São inúmeras menções às artes de modo geral em suas canções. Poderíamos citar ainda referências dele a Álvares de Azevedo, “Lira dos Vinte Anos”; Erasmo de Roterdam, “Elogio da Loucura”; Camilo Castelo Branco, “Amor de Perdição”; e  Rimbaud na canção “Os Profissionais”, a Baudelaire na canção “Vício Elegante”, a Afonso Arinos com “Retórica Sentimental”, a Euclides da Cunha,  Zé Dantas e Luiz Gonzaga em “Noticias de terra civilizada”, entre vários outros em dezenas de suas músicas, como Lord Byron, Castro Alves, Shakespeare, William Blake….

Uma das mais inteligentes críticas à censura imposta pela ditadura militar está em “Apenas um Rapaz Latino-americano'” (1976): “Não me peça que eu lhe faça/Uma canção como se deve/Correta, branca, suave/Muito limpa, muito leve/Sons, palavras, são navalhas/E eu não posso cantar como convém/Sem querer ferir ninguém…”

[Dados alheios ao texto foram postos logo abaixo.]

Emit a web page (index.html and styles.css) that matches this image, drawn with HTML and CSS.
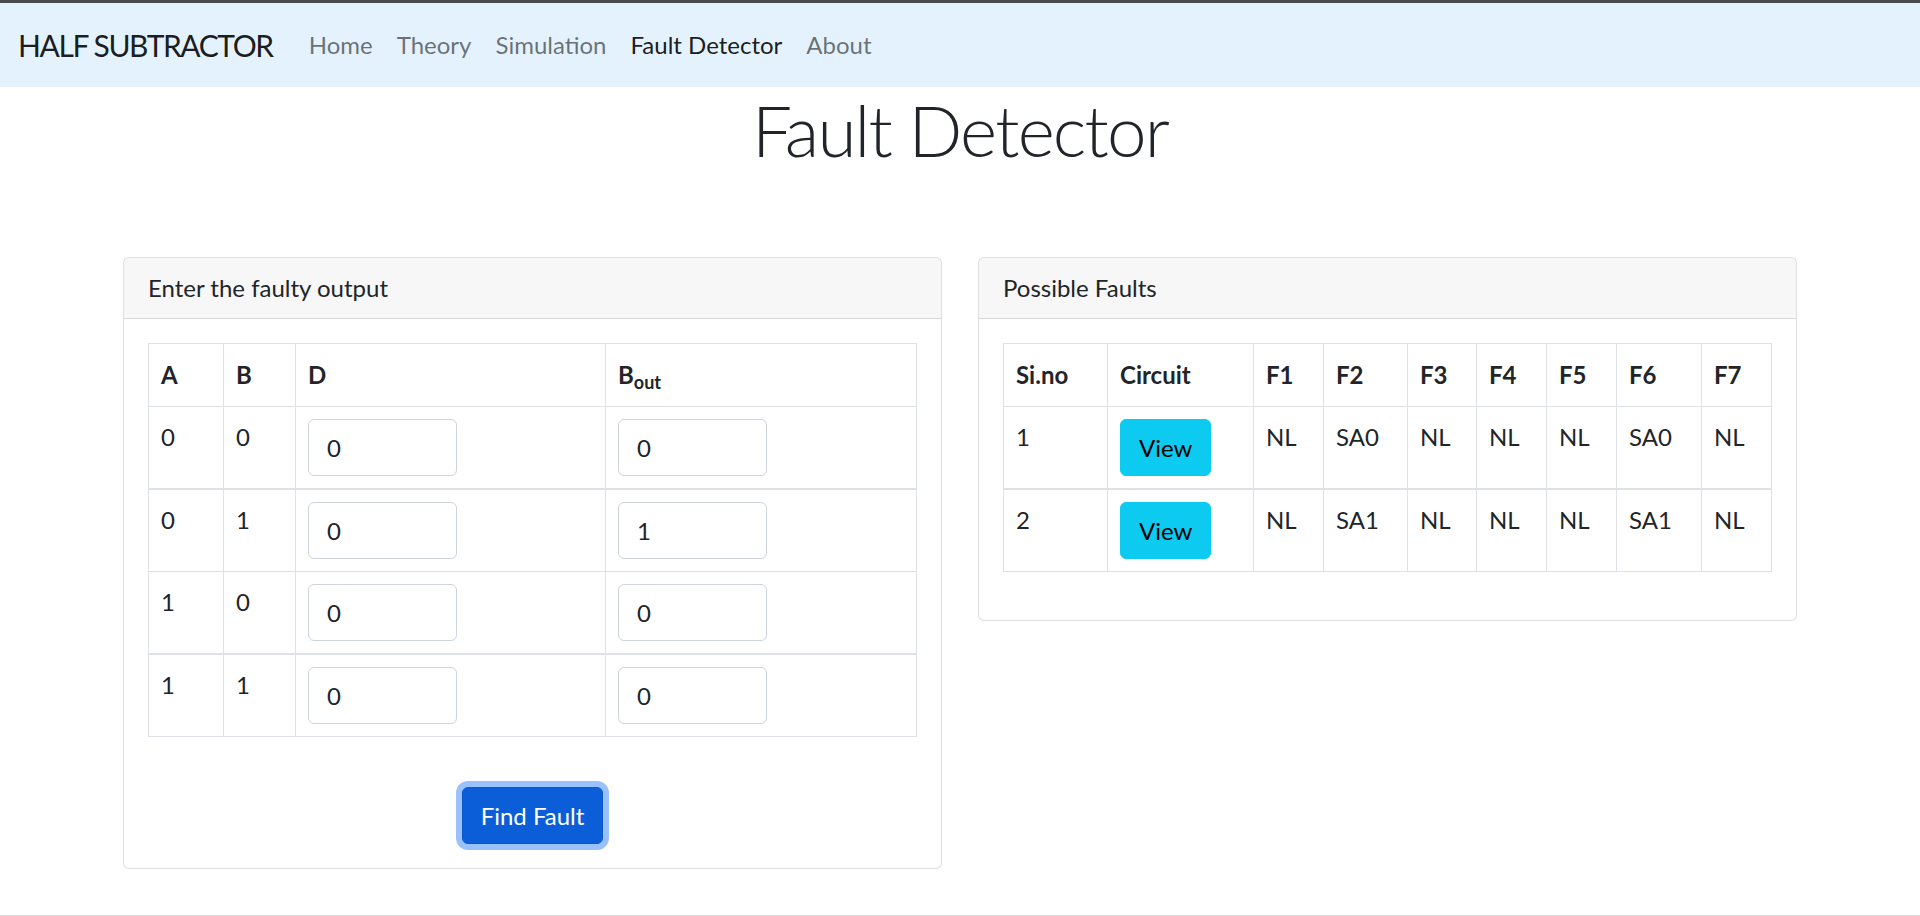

Entre seus grandes discos da sua fase áurea estão “Alucinação” (1976), “Coração Selvagem” (1977), “Todos os Sentidos” (1978),” Era uma Vez um Homem e Seu Tempo” (1979) e “Objeto Direto” (1980). Esses são apenas alguns dos LPs mais conhecidos de Belchior, que deixou vasta obra.

As letras de Belchior não devem ser apenas escutadas e aplaudidas, deveriam ser objeto de reflexão e estudo, inclusive em todas as escolas do País como uma das maiores expressões poéticas da MPB. Em um período sombrio como o que vivemos atualmente no Brasil, sobretudo quando vivenciamos uma espécie de nova ditadura, devemos ter esperanças e lutar por mudanças como sugeriu o menestrel cearense na letra de “Como Nossos Pais”.

 Fica evidente que Belchior abriu mão do show business, da música comercial, para investir em uma obra poética duradoura e com força crítica, o que certamente colaborou para seu afastamento da mídia. Por esses e outros motivos é que a obra do cantor e compositor cearense será eternizada.